Home/Rod Dreher/‘Come, Hangman. Come Vulture’

‘Come, Hangman. Come Vulture’

A teacher at a prominent private school writes (I’ve edited the e-mail to remove identifying characteristics):

Why all my students love love love gay marriage: because they are, for all intents and purposes, gay.

That is: their relationships are temporary, experimental, experiential, and casually genital.

In other words, they have grown up in an insane “achievement first” culture that prizes credential grabbing, resume building (in the Brooks’ sense) over and always against a kind of semi-serious “courting” of middle-America or their perceptions “of the way things used to be.” They have grown up with the notion that relationships are necessarily divorced from any kind long term commitment, because how can you focus on your career and not have the flexibility to move from NY or BOS to DC and back on a whim. And they have been taught that they should NOT tie themselves down prematurely…every friggin’ movie that came out in the 90’s seemed to have a throughline in it that their parents were divorced because they got married to early “and then grew apart” or some such bit.

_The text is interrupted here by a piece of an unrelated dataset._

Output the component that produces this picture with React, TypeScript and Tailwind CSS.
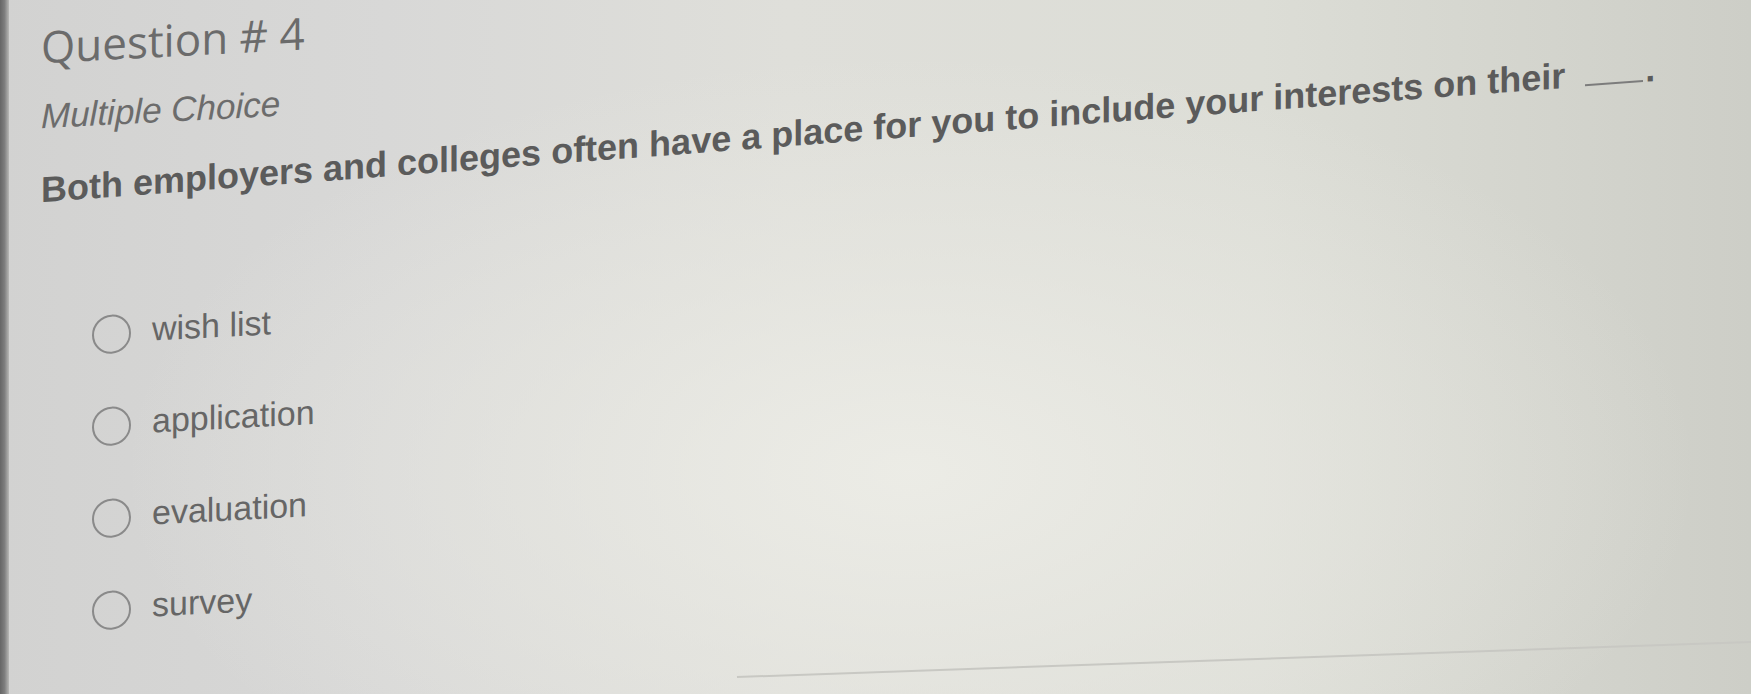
const options = ['wish list', 'application', 'evaluation', 'survey'];

export default function App() {
  return (
    <div className="relative h-[694px] w-[1751px] overflow-hidden bg-[radial-gradient(ellipse_45%_60%_at_52%_68%,rgba(238,238,232,0.85)_0%,rgba(234,234,228,0.5)_50%,rgba(230,230,224,0)_100%),linear-gradient(90deg,#d2d2d1_0%,#d8d8d7_22%,#dfdfda_45%,#dcddd6_72%,#cdcec7_100%)]">
      <div className="flex h-full">
        {/* dark screen edge on the left */}
        <div className="w-[9px] shrink-0 bg-gradient-to-r from-[#666666] via-[#7e7e7e] to-[#b8b8b6]" />

        <div className="origin-top-left -skew-y-[3deg] pl-[32px] pt-[26px]">
          <h1 className="font-['Open_Sans',sans-serif] text-[44px] leading-[44px] font-normal text-[#6b6b6b]">
            Question # 4
          </h1>

          <p className="mt-[30px] font-['Liberation_Sans',Arial,sans-serif] text-[35px] leading-[35px] italic text-[#6c6c6c]">
            Multiple Choice
          </p>

          <p className="mt-[39px] origin-left -skew-y-[1.3deg] whitespace-nowrap font-['Liberation_Sans',Arial,sans-serif] text-[36px] leading-[36px] font-bold text-[#5b5b5b]">
            Both employers and colleges often have a place for you to include your interests on their
            <span className="ml-[20px] inline-block h-[4px] w-[58px] border-b-2 border-[#7c7c7c]" />
            <span className="ml-[2px]">.</span>
          </p>

          <ul className="ml-[51px] mt-[110px] flex flex-col gap-[53px]">
            {options.map((o) => (
              <li key={o} className="flex h-[39px] items-center gap-[21px]">
                <span className="h-[39px] w-[39px] shrink-0 rounded-full border-2 border-[#8a8a8a]" />
                <span className="mb-[8px] font-['Liberation_Sans',Arial,sans-serif] text-[34px] leading-[34px] text-[#666666]">
                  {o}
                </span>
              </li>
            ))}
          </ul>
        </div>
      </div>

      {/* faint edge line across the bottom of the photo */}
      <svg className="pointer-events-none absolute inset-0" width="1751" height="694" viewBox="0 0 1751 694">
        <path d="M737 677 L1751 642" stroke="#c8c8c3" strokeWidth="2" fill="none" />
      </svg>
    </div>
  );
}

But for them, sex is sex. All is a la carte. All relationships, since they are sterile and contracepted, are actually “gay” relationships.

Thus, when one of their gay friends comes out, they see this as a way of carving out a meaningful future for themselves, they who have forsaken so much to “achieve.” They got into Duke, dammit, or Yale, or Stanford. They should be able to get their own “cherry on top.” It’s like their gay friends are finally able to live the upside down world that they are trying to live, too. It’s a version of white guilt. It is an odd expression of hope that they too might be able to find a meaningful relationship in this barren wasteland of Tinder and brunch.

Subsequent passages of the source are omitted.